La censura impuesta a periodistas en Campeche, forzados a pedir perdón a la gobernadora, es una muestra clara de cómo el poder busca acallar voces incómodas, usando instituciones que deberían garantizar derechos, pero que ahora se vuelven instrumentos de represión. Cuando las instituciones fallan, la indignación no tiene dónde anclarse y se convierte en un grito ahogado.
La educación también falla. Políticas como la Nueva Escuela Mexicana, aunque prometieron cambios, han quedado en papel o en contradicciones, dejando a una sociedad fragmentada y poco preparada para cuestionar y actuar. Sin pensamiento crítico ni compromiso, la resignación crece, y la indignación se diluye en la apatía.
En lo más profundo, esta indiferencia habla de una alienación social.

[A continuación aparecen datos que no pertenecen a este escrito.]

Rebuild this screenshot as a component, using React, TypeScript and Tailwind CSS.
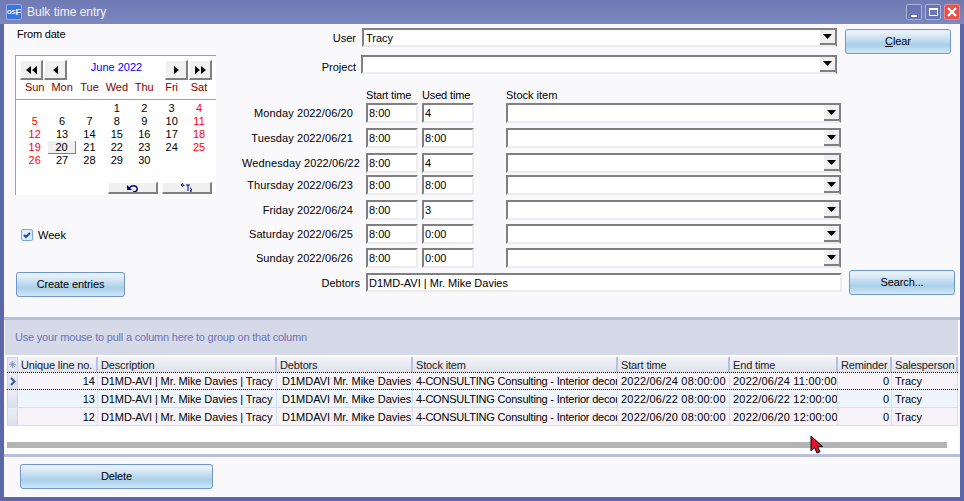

La gente se siente desconectada, sin poder para influir en su destino. La filosofía de la libertad que nos llama a actuar y responsabilizarnos choca con una realidad donde la pasividad es el refugio más seguro y la participación un privilegio lejano.
Y no olvidemos el miedo, porque en un país donde cuestionar sale caro —trabajo, reputación, incluso la vida— la autocensura se impone. La sociedad se calla para sobrevivir, y la indignación se reprime, no porque no exista, sino porque expresarla es un riesgo tangible.
Creo que todo esto explica por qué la sociedad mexicana parece indiferente ante la injusticia: es cansancio, desconfianza, miedo y abandono. Pero, ¿esa indiferencia no es aceptación definitiva? La indignación sigue ahí, latente, esperando que algo la despierte.
Para lograrlo, insisto, hace falta reconstruir la confianza en las instituciones, proteger la libertad de expresión y fortalecer la educación crítica. La sociedad debe reconocerse como agente de cambio y recuperar la dignidad que le han intentado arrebatar. Solo así podremos romper el ciclo de violencia, censura y silencio.
Porque la libertad y la justicia no se regalan desde arriba: se conquistan desde abajo, con la voz clara y la acción decidida de un pueblo que, aunque cansado, no está derrotado… hasta el momento.